The old soldier growled and muttered something below his breath, something far from flattering in regard to idle women who gossip on the beach.
“I will know,” gasped Stephen, shaking him by the arm with all his feeble strength. “You shall tell me. Did the doctor say such a thing?”
“In my opinion,” grumbled the Sergeant, “these men of medicine know little and their word is scarce worth believing.”
“But did he say it?” persisted Stephen. “I will have the truth.”
“I would sooner face a siege cannon belching smoke and fire,” muttered Branderby. Then he turned to Stephen and looked him fairly in the eyes. “We are both men,” he said steadily, “and a real man can bear a blow though it be a hard and bitter one. Yes, lad, he did say it.”
Stephen made no answer, for he had flung himself face downward upon the sand. One long terrible sob shook his thin body and then he lay still. The Sergeant’s hard, rough hand was laid over his clenched one.

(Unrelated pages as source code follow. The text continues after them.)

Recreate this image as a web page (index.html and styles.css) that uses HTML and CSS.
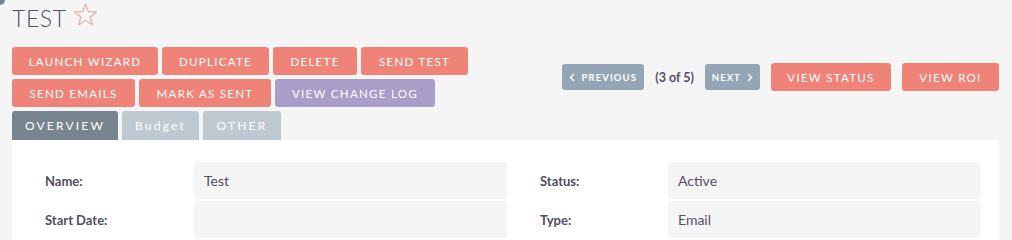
FILE: index.html
```html
<!DOCTYPE html>
<html lang="en">
<head>
    <meta charset="UTF-8">
    <meta name="viewport" content="width=device-width, initial-scale=1.0">
    <title>Campaign - TEST</title>
    <link rel="stylesheet" href="styles.css">
</head>
<body>
    <span class="corner-dot"></span>
    <div class="page">
        <h2 class="title">
            <span>TEST</span>
            <svg class="star" width="25" height="23" viewBox="0 0 25 23">
                <polygon points="12.5,1 15.4,8.6 23.5,8.9 17.2,14 19.4,21.9 12.5,17.4 5.6,21.9 7.8,14 1.5,8.9 9.6,8.6" fill="none" stroke="#f4a39a" stroke-width="1.1" stroke-linejoin="round"/>
            </svg>
        </h2>

        <div class="action-bar">
            <div class="actions">
                <div class="btn-row">
                    <button class="btn w-launch">Launch Wizard</button>
                    <button class="btn w-dup">Duplicate</button>
                    <button class="btn w-del">Delete</button>
                    <button class="btn w-test">Send Test</button>
                </div>
                <div class="btn-row">
                    <button class="btn w-emails">Send Emails</button>
                    <button class="btn w-mark">Mark as Sent</button>
                    <button class="btn btn-purple w-log">View Change Log</button>
                </div>
            </div>
            <div class="nav">
                <button class="nav-btn w-prev">
                    <svg width="6" height="9" viewBox="0 0 6 9"><polyline points="5,1 1.5,4.5 5,8" fill="none" stroke="#fff" stroke-width="1.4"/></svg>
                    Previous
                </button>
                <span class="counter">(3 of 5)</span>
                <button class="nav-btn w-next">
                    Next
                    <svg width="6" height="9" viewBox="0 0 6 9"><polyline points="1,1 4.5,4.5 1,8" fill="none" stroke="#fff" stroke-width="1.4"/></svg>
                </button>
                <button class="btn btn-tall w-status">View Status</button>
                <button class="btn btn-tall w-roi">View ROI</button>
            </div>
        </div>

        <div class="tabs">
            <div class="tab active w-overview">OVERVIEW</div>
            <div class="tab w-budget">Budget</div>
            <div class="tab w-other">OTHER</div>
        </div>

        <div class="panel">
            <div class="field-grid">
                <div class="label">Name:</div>
                <div class="value">Test</div>
                <div class="label label-right">Status:</div>
                <div class="value">Active</div>

                <div class="label">Start Date:</div>
                <div class="value"></div>
                <div class="label label-right">Type:</div>
                <div class="value">Email</div>
            </div>
        </div>
    </div>
</body>
</html>
```

FILE: styles.css
```css
body {
    margin: 0;
    background-color: #f5f5f5;
    font-family: Lato, "Open Sans", sans-serif;
    color: #534d64;
    overflow: hidden;
}
.corner-dot {
    position: absolute;
    left: -5px;
    top: -5px;
    width: 10px;
    height: 10px;
    border-radius: 50%;
    background-color: #778591;
}
.page {
    padding: 0 13px 0 12px;
}
.title {
    display: flex;
    align-items: center;
    gap: 6px;
    margin: 0;
    padding-top: 3px;
    height: 30px;
    font-size: 23px;
    font-weight: 300;
    line-height: 30px;
    letter-spacing: 0.6px;
}
.star {
    margin-top: -8px;
}
.action-bar {
    display: flex;
    justify-content: space-between;
    align-items: center;
    margin-top: 14px;
}
.actions {
    display: flex;
    flex-direction: column;
    gap: 4px;
}
.btn-row {
    display: flex;
    gap: 4px;
}
.btn {
    height: 28px;
    padding: 0;
    border: none;
    border-radius: 3px;
    background-color: #f08377;
    color: #fff;
    font-family: Lato, "Open Sans", sans-serif;
    font-size: 11.5px;
    letter-spacing: 1.3px;
    text-transform: uppercase;
    cursor: pointer;
}
.btn-purple {
    background-color: #a99dca;
}
.w-launch { width: 146px; }
.w-dup { width: 107px; }
.w-del { width: 84px; }
.w-test { width: 107px; }
.w-emails { width: 123px; }
.w-mark { width: 132px; }
.w-log { width: 160px; }
.w-status { width: 120px; }
.w-roi { width: 97px; }

.nav {
    display: flex;
    align-items: center;
    gap: 11px;
}
.nav-btn {
    display: flex;
    align-items: center;
    justify-content: center;
    gap: 6px;
    height: 26px;
    padding: 0;
    border: none;
    border-radius: 3px;
    background-color: #94a6b5;
    color: #fff;
    font-family: Lato, "Open Sans", sans-serif;
    font-size: 9.5px;
    font-weight: 700;
    letter-spacing: 1.1px;
    text-transform: uppercase;
}
.w-prev { width: 82px; }
.w-next { width: 55px; }
.counter {
    font-size: 12.5px;
    font-weight: 700;
    color: #534d64;
}
.btn-tall {
    height: 28px;
}

.tabs {
    display: flex;
    gap: 4px;
    margin-top: 4px;
}
.tab {
    height: 29px;
    line-height: 29px;
    border-radius: 3px 3px 0 0;
    background-color: #bec9d1;
    color: #fff;
    font-size: 12px;
    letter-spacing: 2.2px;
    text-align: center;
}
.tab.active {
    background-color: #778591;
}
.w-overview { width: 106px; }
.w-budget { width: 77px; }
.w-other { width: 78px; }

.panel {
    background-color: #fff;
    border-radius: 0 4px 0 0;
    padding: 22px 25px 20px 33px;
}
.field-grid {
    display: grid;
    grid-template-columns: 149px 313px 161px 313px;
    row-gap: 2px;
}
.label {
    display: flex;
    align-items: center;
    height: 37px;
    font-size: 13px;
    font-weight: 700;
}
.label-right {
    padding-left: 33px;
}
.value {
    display: flex;
    align-items: center;
    height: 37px;
    padding-left: 10px;
    border-radius: 4px;
    background-color: #f5f5f5;
    font-size: 14px;
}
```
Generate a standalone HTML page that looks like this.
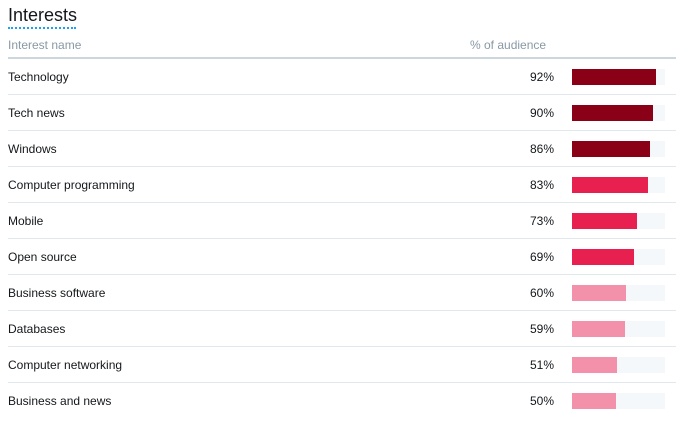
<!DOCTYPE html><html><head><style>
body{margin:0;background:#fff;font-family:"Liberation Sans",sans-serif;width:676px;height:423px;overflow:hidden;position:relative}
.t{position:absolute;left:8px;top:5px;font-size:18px;color:#14171a;padding-bottom:1px;border-bottom:2px dotted #1da1f2;line-height:21px;width:68px;white-space:nowrap}
.h{position:absolute;top:38px;font-size:12px;color:#8899a6}
.hl{position:absolute;left:8px;right:0;top:57px;height:2px;background:#ccd6dd}
.r{position:absolute;left:8px;right:0;height:36px;border-bottom:1px solid #e1e8ed;font-size:12px;color:#14171a}
.n{position:absolute;left:0;top:12px}
.p{position:absolute;right:122px;top:12px}
.tr{position:absolute;left:564px;top:11px;width:93px;height:16px;background:#f5f8fa}
.b{height:16px}
</style></head><body>
<div class="t">Interests</div>
<div class="h" style="left:8px">Interest name</div>
<div class="h" style="left:470px">% of audience</div>
<div class="hl"></div>
<div class="r" style="top:58px"><span class="n">Technology</span><span class="p">92%</span><div class="tr"><div class="b" style="width:84px;background:#8a0016"></div></div></div>
<div class="r" style="top:94px"><span class="n">Tech news</span><span class="p">90%</span><div class="tr"><div class="b" style="width:81px;background:#8a0016"></div></div></div>
<div class="r" style="top:130px"><span class="n">Windows</span><span class="p">86%</span><div class="tr"><div class="b" style="width:78px;background:#8a0016"></div></div></div>
<div class="r" style="top:166px"><span class="n">Computer programming</span><span class="p">83%</span><div class="tr"><div class="b" style="width:76px;background:#e8204f"></div></div></div>
<div class="r" style="top:202px"><span class="n">Mobile</span><span class="p">73%</span><div class="tr"><div class="b" style="width:65px;background:#e8204f"></div></div></div>
<div class="r" style="top:238px"><span class="n">Open source</span><span class="p">69%</span><div class="tr"><div class="b" style="width:62px;background:#e8204f"></div></div></div>
<div class="r" style="top:274px"><span class="n">Business software</span><span class="p">60%</span><div class="tr"><div class="b" style="width:54px;background:#f491aa"></div></div></div>
<div class="r" style="top:310px"><span class="n">Databases</span><span class="p">59%</span><div class="tr"><div class="b" style="width:53px;background:#f491aa"></div></div></div>
<div class="r" style="top:346px"><span class="n">Computer networking</span><span class="p">51%</span><div class="tr"><div class="b" style="width:45px;background:#f491aa"></div></div></div>
<div class="r" style="top:382px;border-bottom:none"><span class="n">Business and news</span><span class="p">50%</span><div class="tr"><div class="b" style="width:44px;background:#f491aa"></div></div></div>
</body></html>
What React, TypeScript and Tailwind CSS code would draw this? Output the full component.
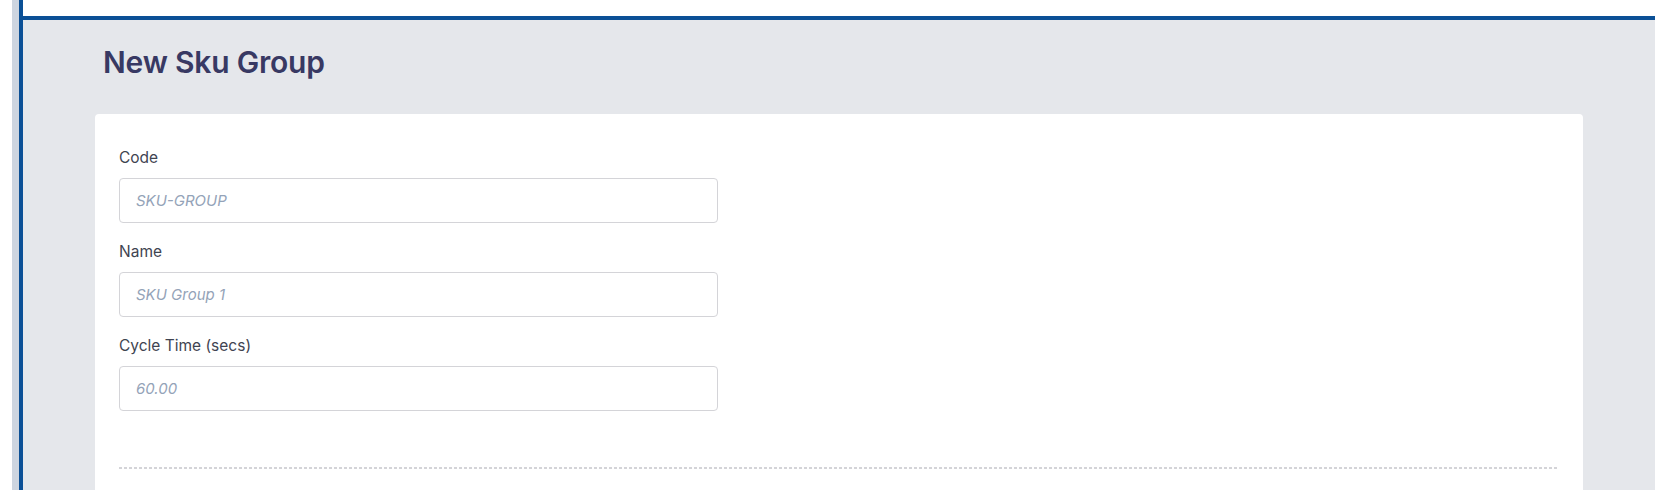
const fields = [
  { label: "Code", placeholder: "SKU-GROUP" },
  { label: "Name", placeholder: "SKU Group 1" },
  { label: "Cycle Time (secs)", placeholder: "60.00" },
];

export default function App() {
  return (
    <div
      className="flex h-[490px] w-full overflow-hidden bg-white"
      style={{ fontFamily: "Inter, 'Noto Sans', sans-serif" }}
    >
      <div className="w-[12px] shrink-0 bg-white" />
      <div className="w-[7px] shrink-0 bg-[#cdd5e0]" />
      <div className="flex min-w-0 flex-1 flex-col border-l-4 border-[#0b5096]">
        <div className="h-[20px] shrink-0 border-b-4 border-[#0b5096] bg-white" />
        <main className="flex-1 bg-[#e5e7eb] px-[72px]">
          <h1 className="mt-[22px] pl-[8px] text-[30px] leading-[40px] font-semibold tracking-[-0.2px] text-[#383963]">
            New Sku Group
          </h1>
          <div className="mt-[32px] rounded-[4px] bg-white px-[24px] pt-[32px] pb-[40px]">
            <div className="flex flex-col gap-[17px]">
              {fields.map((f) => (
                <div key={f.label} className="flex flex-col">
                  <label className="mb-[8px] text-[15.5px] leading-[24px] text-[#3f4451]">
                    {f.label}
                  </label>
                  <input
                    className="h-[45px] w-[599px] rounded-[4px] border border-[#d4d4d8] bg-white px-[16px] text-[15px] italic text-[#374151] outline-none placeholder:text-[#94a3b8]"
                    placeholder={f.placeholder}
                  />
                </div>
              ))}
            </div>
            <div className="mt-[56px] h-[2px] bg-[repeating-linear-gradient(to_right,#d4d4d8_0_3px,transparent_3px_5px)]" />
          </div>
        </main>
      </div>
    </div>
  );
}
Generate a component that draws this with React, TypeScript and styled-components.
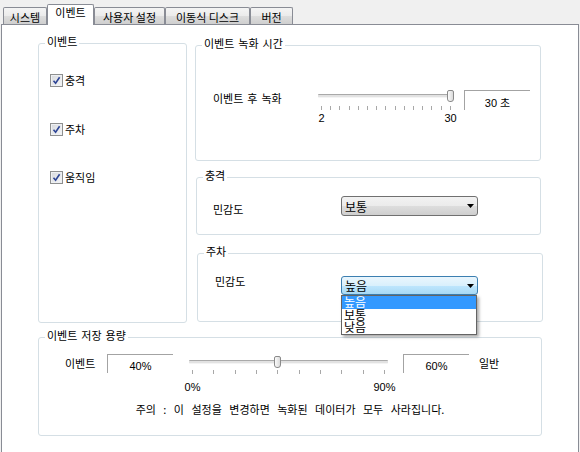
import React from "react";
import styled, { createGlobalStyle } from "styled-components";

const GlobalStyle = createGlobalStyle`
  html, body { margin: 0; padding: 0; }
  body {
    width: 580px;
    height: 452px;
    overflow: hidden;
    background: #f0f0f0;
    font-family: "Noto Sans CJK KR", "Liberation Sans", sans-serif;
    font-size: 11px;
    color: #000;
  }
`;

const Window = styled.div`
  width: 580px;
  height: 452px;
  display: flex;
  flex-direction: column;
`;

const TabBar = styled.div`
  position: relative;
  z-index: 1;
  display: flex;
  align-items: flex-end;
  height: 24px;
  padding-left: 3px;
  box-sizing: border-box;
`;

const Tab = styled.div<{ $active?: boolean; $w: number }>`
  box-sizing: border-box;
  width: ${(p) => p.$w}px;
  height: ${(p) => (p.$active ? 21 : 17)}px;
  margin-bottom: ${(p) => (p.$active ? -1 : 0)}px;
  padding-top: ${(p) => (p.$active ? 1 : 3)}px;
  border: 1px solid #898c95;
  border-bottom: none;
  border-radius: 2px 2px 0 0;
  background: ${(p) =>
    p.$active ? "#fff" : "linear-gradient(#f4f4f4, #ebebeb 50%, #dddddd 51%, #cfcfcf)"};
  text-align: center;
  line-height: 13px;
  white-space: nowrap;
`;

const Panel = styled.div`
  flex: 1;
  margin: 0 1px;
  border: 1px solid #898c95;
  border-bottom: none;
  background: #fff;
  padding: 10px 0 0 36px;
`;

const TopGrid = styled.div`
  display: grid;
  grid-template-columns: 149px 346px;
  column-gap: 8px;
`;

const RightColumn = styled.div`
  display: flex;
  flex-direction: column;
  padding-top: 2px;
`;

const Group = styled.fieldset<{ $h: number; $w?: number; $shift?: number; $gap?: number }>`
  box-sizing: border-box;
  margin: ${(p) => p.$gap ?? 0}px 0 0 ${(p) => p.$shift ?? 0}px;
  padding: 0;
  min-width: 0;
  width: ${(p) => (p.$w ? `${p.$w}px` : "auto")};
  height: ${(p) => p.$h}px;
  border: 1px solid #d5dfe5;
  border-radius: 3px;
`;

const Legend = styled.legend`
  margin-left: 6px;
  padding: 0 2px 4px;
  line-height: 13px;
  font-size: 11px;
  word-spacing: 1.5px;
`;

const CheckList = styled.div`
  display: flex;
  flex-direction: column;
  gap: 35.5px;
  padding: 22px 0 0 11px;
`;

const CheckRow = styled.label`
  display: flex;
  align-items: center;
  gap: 2px;
  line-height: 13px;
`;

const CheckBox = styled.span`
  box-sizing: border-box;
  width: 13px;
  height: 13px;
  border: 1px solid #8e8f8f;
  background: linear-gradient(135deg, #d6d8dc, #f6f7f8);
  box-shadow: inset 0 0 0 1px #eef0f3;
  display: flex;
  align-items: center;
  justify-content: center;
`;

const Row = styled.div<{ $top: number; $left: number }>`
  display: flex;
  align-items: flex-start;
  padding: ${(p) => p.$top}px 0 0 ${(p) => p.$left}px;
`;

const Label = styled.div<{ $w?: number; $dy?: number }>`
  flex: 0 0 ${(p) => (p.$w ? `${p.$w}px` : "auto")};
  margin-top: ${(p) => p.$dy ?? 0}px;
  line-height: 13px;
  white-space: nowrap;
  word-spacing: 1.5px;
`;

const Field = styled.div<{ $w: number; $h: number; $ml?: number }>`
  box-sizing: border-box;
  flex: 0 0 ${(p) => p.$w}px;
  height: ${(p) => p.$h}px;
  margin-left: ${(p) => p.$ml ?? 0}px;
  margin-right: 10px;
  padding-top: 3px;
  border-top: 1px solid #a3a3a3;
  border-left: 1px solid #a3a3a3;
  display: flex;
  align-items: center;
  justify-content: center;
  font-family: "Liberation Sans", "Noto Sans CJK KR", sans-serif;
  font-size: 11px;
  white-space: pre;
`;

const SliderBox = styled.div<{ $w: number; $ml?: number; $mt?: number }>`
  flex: 0 0 ${(p) => p.$w}px;
  margin: ${(p) => p.$mt ?? 0}px 0 0 ${(p) => p.$ml ?? 0}px;
`;

const TrackArea = styled.div`
  position: relative;
  height: 12px;
`;

const Track = styled.div`
  position: absolute;
  left: 0;
  right: 0;
  top: 4px;
  height: 4px;
  border-radius: 1px;
  background: linear-gradient(#a9a9a9 0 1px, #e2e2e2 1px 3px, #f4f4f4 3px);
`;

const Thumb = styled.div`
  position: absolute;
  top: 0;
  box-sizing: border-box;
  width: 7px;
  height: 12px;
  border: 1px solid #8a8a8a;
  border-radius: 2px 2px 3px 3px;
  background: linear-gradient(to right, #fbfbfb, #dadada);
`;

const TickRow = styled.div<{ $gap: number }>`
  display: flex;
  justify-content: space-between;
  padding: 0 3px;
  margin-top: ${(p) => p.$gap}px;
`;

const Tick = styled.span`
  width: 1px;
  height: 4px;
  background: #a8a8a8;
`;

const ScaleRow = styled.div<{ $gap: number }>`
  display: flex;
  justify-content: space-between;
  padding: 0 3px;
  margin-top: ${(p) => p.$gap}px;
  font-family: "Liberation Sans", sans-serif;
  font-size: 11px;
  line-height: 12px;
`;

const ScaleLabel = styled.span`
  width: 1px;
  display: flex;
  justify-content: center;
  white-space: nowrap;
`;

const SelectWrap = styled.div`
  position: relative;
  z-index: 2;
`;

const Select = styled.div<{ $open?: boolean }>`
  box-sizing: border-box;
  width: 137px;
  height: ${(p) => (p.$open ? 19 : 20)}px;
  padding: 0 3px 0 3px;
  border: 1px solid ${(p) => (p.$open ? "#3c7fb1" : "#707070")};
  border-radius: 3px;
  background: ${(p) =>
    p.$open
      ? "linear-gradient(#eaf6fd, #d9f0fc 50%, #bee6fd 51%, #a7d9f5)"
      : "linear-gradient(#f2f2f2, #ebebeb 50%, #dddddd 51%, #cfcfcf)"};
  display: flex;
  align-items: center;
  justify-content: space-between;
  font-size: 12px;
  line-height: 13px;
`;

const DropList = styled.div`
  position: absolute;
  top: 100%;
  left: 0;
  box-sizing: border-box;
  width: 136px;
  border: 1px solid #646464;
  background: #fff;
  box-shadow: 2px 2px 3px rgba(0, 0, 0, 0.35);
`;

const Option = styled.div<{ $selected?: boolean }>`
  padding-left: 2px;
  font-size: 12px;
  line-height: 12.5px;
  background: ${(p) => (p.$selected ? "#3399ff" : "transparent")};
  color: ${(p) => (p.$selected ? "#fff" : "#000")};
`;

const Note = styled.div`
  margin-top: 10px;
  text-align: center;
  line-height: 13px;
  word-spacing: 5px;
`;

function Check({ label }: { label: string }) {
  return (
    <CheckRow>
      <CheckBox>
        <svg width="9" height="9" viewBox="0 0 9 9">
          <path d="M1.5 4.8 L3.6 7.2 L7.6 1.2" fill="none" stroke="#2d4495" strokeWidth="1.6" />
        </svg>
      </CheckBox>
      {label}
    </CheckRow>
  );
}

function Arrow() {
  return (
    <svg width="7" height="4" viewBox="0 0 7 4">
      <polygon points="0,0 7,0 3.5,4" fill="#000" />
    </svg>
  );
}

type SliderProps = {
  width: number;
  min: number;
  max: number;
  value: number;
  ticks: number;
  minLabel: string;
  maxLabel: string;
  tickGap: number;
  labelGap: number;
  ml?: number;
  mt?: number;
};

function Slider({ width, min, max, value, ticks, minLabel, maxLabel, tickGap, labelGap, ml, mt }: SliderProps) {
  const pct = (value - min) / (max - min);
  const left = 3 + pct * (width - 7) - 3;
  return (
    <SliderBox $w={width} $ml={ml} $mt={mt}>
      <TrackArea>
        <Track />
        <Thumb style={{ left }} />
      </TrackArea>
      <TickRow $gap={tickGap}>
        {Array.from({ length: ticks }, (_, i) => (
          <Tick key={i} />
        ))}
      </TickRow>
      <ScaleRow $gap={labelGap}>
        <ScaleLabel>{minLabel}</ScaleLabel>
        <ScaleLabel>{maxLabel}</ScaleLabel>
      </ScaleRow>
    </SliderBox>
  );
}

const tabs = [
  { label: "시스템", w: 44 },
  { label: "이벤트", w: 47, active: true },
  { label: "사용자 설정", w: 71 },
  { label: "이동식 디스크", w: 85 },
  { label: "버전", w: 43 },
];

export default function App() {
  return (
    <Window>
      <GlobalStyle />
      <TabBar>
        {tabs.map((t) => (
          <Tab key={t.label} $w={t.w} $active={t.active}>
            {t.label}
          </Tab>
        ))}
      </TabBar>
      <Panel>
        <TopGrid>
          <Group $h={288}>
            <Legend>이벤트</Legend>
            <CheckList>
              <Check label="충격" />
              <Check label="주차" />
              <Check label="움직임" />
            </CheckList>
          </Group>
          <RightColumn>
            <Group $h={124}>
              <Legend>이벤트 녹화 시간</Legend>
              <Row $top={36} $left={17}>
                <Label $w={105} $dy={2}>이벤트 후 녹화</Label>
                <Slider width={136} min={2} max={30} value={30} ticks={15} minLabel="2" maxLabel="30" tickGap={4} labelGap={2} />
                <Field $w={66} $h={20} $ml={10}>30 초</Field>
              </Row>
            </Group>
            <Group $h={66} $w={345} $shift={1} $gap={8}>
              <Legend>충격</Legend>
              <Row $top={10} $left={16}>
                <Label $w={128} $dy={7}>민감도</Label>
                <Select>
                  보통
                  <Arrow />
                </Select>
              </Row>
            </Group>
            <Group $h={77} $w={346} $shift={2} $gap={10}>
              <Legend>주차</Legend>
              <Row $top={14} $left={17}>
                <Label $w={126} $dy={-1}>민감도</Label>
                <SelectWrap>
                  <Select $open>
                    높음
                    <Arrow />
                  </Select>
                  <DropList>
                    <Option $selected>높음</Option>
                    <Option>보통</Option>
                    <Option>낮음</Option>
                  </DropList>
                </SelectWrap>
              </Row>
            </Group>
          </RightColumn>
        </TopGrid>
        <Group $h={107} $w={504} $gap={6}>
          <Legend>이벤트 저장 용량</Legend>
          <Row $top={8} $left={26}>
            <Label $w={42} $dy={3}>이벤트</Label>
            <Field $w={66} $h={19}>40%</Field>
            <Slider width={199} min={0} max={90} value={40} ticks={10} minLabel="0%" maxLabel="90%" tickGap={2} labelGap={7} ml={6} mt={2} />
            <Field $w={66} $h={19} $ml={15}>60%</Field>
            <Label $dy={3}>일반</Label>
          </Row>
          <Note>주의 : 이 설정을 변경하면 녹화된 데이터가 모두 사라집니다.</Note>
        </Group>
      </Panel>
    </Window>
  );
}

“There are some that help the world forward by their strength of arm,” he said gently, “and some by their power of mind and will. We cannot all be of one kind or the other, for we know the world has need of both.”
The boy sat up. There was a flush on his thin cheek and his jaw was set firmly.
“We will not tell my mother that I know,” he began, “and perhaps some day—but oh,” he broke off, “my thought was always to be a sailor like my father and my grandfather and my Cousin Amos, to sail mighty ships like the Margeret to the farthest foreign ports. But now—I shall be fit only to launch such vessels as Peter sails.”
His brave voice did not tremble but the hand in Branderby’s shook.